PROMPT:
Go through the data and copy every line exactly, but not the images.

DATA EXTRACT:
***

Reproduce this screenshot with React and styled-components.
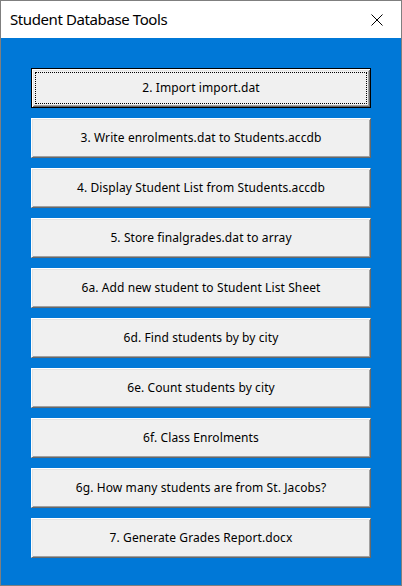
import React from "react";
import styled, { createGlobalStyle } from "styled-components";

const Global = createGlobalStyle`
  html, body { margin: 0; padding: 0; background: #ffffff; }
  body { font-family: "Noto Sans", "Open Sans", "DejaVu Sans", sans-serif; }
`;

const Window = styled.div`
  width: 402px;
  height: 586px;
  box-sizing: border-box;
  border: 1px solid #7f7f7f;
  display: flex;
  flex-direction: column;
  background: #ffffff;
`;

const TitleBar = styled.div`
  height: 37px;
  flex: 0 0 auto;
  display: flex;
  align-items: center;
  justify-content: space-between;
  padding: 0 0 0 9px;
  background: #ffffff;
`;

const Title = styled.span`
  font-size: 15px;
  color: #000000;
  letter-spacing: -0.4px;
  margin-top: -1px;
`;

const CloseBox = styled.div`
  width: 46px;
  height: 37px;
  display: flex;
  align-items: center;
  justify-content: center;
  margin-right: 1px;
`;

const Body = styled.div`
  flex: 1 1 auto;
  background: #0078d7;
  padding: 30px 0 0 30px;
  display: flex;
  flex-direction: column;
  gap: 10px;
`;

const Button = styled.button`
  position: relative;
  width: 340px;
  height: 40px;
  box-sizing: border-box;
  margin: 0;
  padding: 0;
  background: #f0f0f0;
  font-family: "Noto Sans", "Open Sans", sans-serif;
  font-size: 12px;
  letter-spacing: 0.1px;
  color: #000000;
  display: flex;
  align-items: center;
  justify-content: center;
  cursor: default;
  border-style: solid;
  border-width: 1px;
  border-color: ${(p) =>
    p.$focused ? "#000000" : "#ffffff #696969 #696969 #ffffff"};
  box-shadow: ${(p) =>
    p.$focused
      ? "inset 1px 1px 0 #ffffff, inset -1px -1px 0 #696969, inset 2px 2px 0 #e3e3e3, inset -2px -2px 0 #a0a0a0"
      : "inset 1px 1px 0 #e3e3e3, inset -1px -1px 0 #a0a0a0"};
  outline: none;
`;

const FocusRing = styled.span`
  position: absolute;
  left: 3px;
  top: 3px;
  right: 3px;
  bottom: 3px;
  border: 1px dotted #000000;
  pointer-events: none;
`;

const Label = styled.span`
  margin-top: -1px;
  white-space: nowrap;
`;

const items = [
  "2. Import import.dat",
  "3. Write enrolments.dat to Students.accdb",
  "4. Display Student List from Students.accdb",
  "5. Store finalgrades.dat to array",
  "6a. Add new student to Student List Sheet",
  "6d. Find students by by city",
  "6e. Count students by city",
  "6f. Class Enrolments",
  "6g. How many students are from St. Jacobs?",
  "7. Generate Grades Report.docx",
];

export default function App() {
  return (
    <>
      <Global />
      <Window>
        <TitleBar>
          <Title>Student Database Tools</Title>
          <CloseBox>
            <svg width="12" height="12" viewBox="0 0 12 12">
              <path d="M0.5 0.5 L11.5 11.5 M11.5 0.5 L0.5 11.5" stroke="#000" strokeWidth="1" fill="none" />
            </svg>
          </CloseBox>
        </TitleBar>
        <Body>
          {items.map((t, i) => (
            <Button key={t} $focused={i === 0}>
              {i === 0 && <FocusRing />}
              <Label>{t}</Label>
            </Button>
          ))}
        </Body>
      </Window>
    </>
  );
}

***

OUTPUT FOR THIS TASK:
Reproduce this screenshot with React and styled-components.
import React from "react";
import styled, { createGlobalStyle } from "styled-components";

const Global = createGlobalStyle`
  html, body { margin: 0; padding: 0; background: #ffffff; }
  body { font-family: "Noto Sans", "Open Sans", "DejaVu Sans", sans-serif; }
`;

const Window = styled.div`
  width: 402px;
  height: 586px;
  box-sizing: border-box;
  border: 1px solid #7f7f7f;
  display: flex;
  flex-direction: column;
  background: #ffffff;
`;

const TitleBar = styled.div`
  height: 37px;
  flex: 0 0 auto;
  display: flex;
  align-items: center;
  justify-content: space-between;
  padding: 0 0 0 9px;
  background: #ffffff;
`;

const Title = styled.span`
  font-size: 15px;
  color: #000000;
  letter-spacing: -0.4px;
  margin-top: -1px;
`;

const CloseBox = styled.div`
  width: 46px;
  height: 37px;
  display: flex;
  align-items: center;
  justify-content: center;
  margin-right: 1px;
`;

const Body = styled.div`
  flex: 1 1 auto;
  background: #0078d7;
  padding: 30px 0 0 30px;
  display: flex;
  flex-direction: column;
  gap: 10px;
`;

const Button = styled.button`
  position: relative;
  width: 340px;
  height: 40px;
  box-sizing: border-box;
  margin: 0;
  padding: 0;
  background: #f0f0f0;
  font-family: "Noto Sans", "Open Sans", sans-serif;
  font-size: 12px;
  letter-spacing: 0.1px;
  color: #000000;
  display: flex;
  align-items: center;
  justify-content: center;
  cursor: default;
  border-style: solid;
  border-width: 1px;
  border-color: ${(p) =>
    p.$focused ? "#000000" : "#ffffff #696969 #696969 #ffffff"};
  box-shadow: ${(p) =>
    p.$focused
      ? "inset 1px 1px 0 #ffffff, inset -1px -1px 0 #696969, inset 2px 2px 0 #e3e3e3, inset -2px -2px 0 #a0a0a0"
      : "inset 1px 1px 0 #e3e3e3, inset -1px -1px 0 #a0a0a0"};
  outline: none;
`;

const FocusRing = styled.span`
  position: absolute;
  left: 3px;
  top: 3px;
  right: 3px;
  bottom: 3px;
  border: 1px dotted #000000;
  pointer-events: none;
`;

const Label = styled.span`
  margin-top: -1px;
  white-space: nowrap;
`;

const items = [
  "2. Import import.dat",
  "3. Write enrolments.dat to Students.accdb",
  "4. Display Student List from Students.accdb",
  "5. Store finalgrades.dat to array",
  "6a. Add new student to Student List Sheet",
  "6d. Find students by by city",
  "6e. Count students by city",
  "6f. Class Enrolments",
  "6g. How many students are from St. Jacobs?",
  "7. Generate Grades Report.docx",
];

export default function App() {
  return (
    <>
      <Global />
      <Window>
        <TitleBar>
          <Title>Student Database Tools</Title>
          <CloseBox>
            <svg width="12" height="12" viewBox="0 0 12 12">
              <path d="M0.5 0.5 L11.5 11.5 M11.5 0.5 L0.5 11.5" stroke="#000" strokeWidth="1" fill="none" />
            </svg>
          </CloseBox>
        </TitleBar>
        <Body>
          {items.map((t, i) => (
            <Button key={t} $focused={i === 0}>
              {i === 0 && <FocusRing />}
              <Label>{t}</Label>
            </Button>
          ))}
        </Body>
      </Window>
    </>
  );
}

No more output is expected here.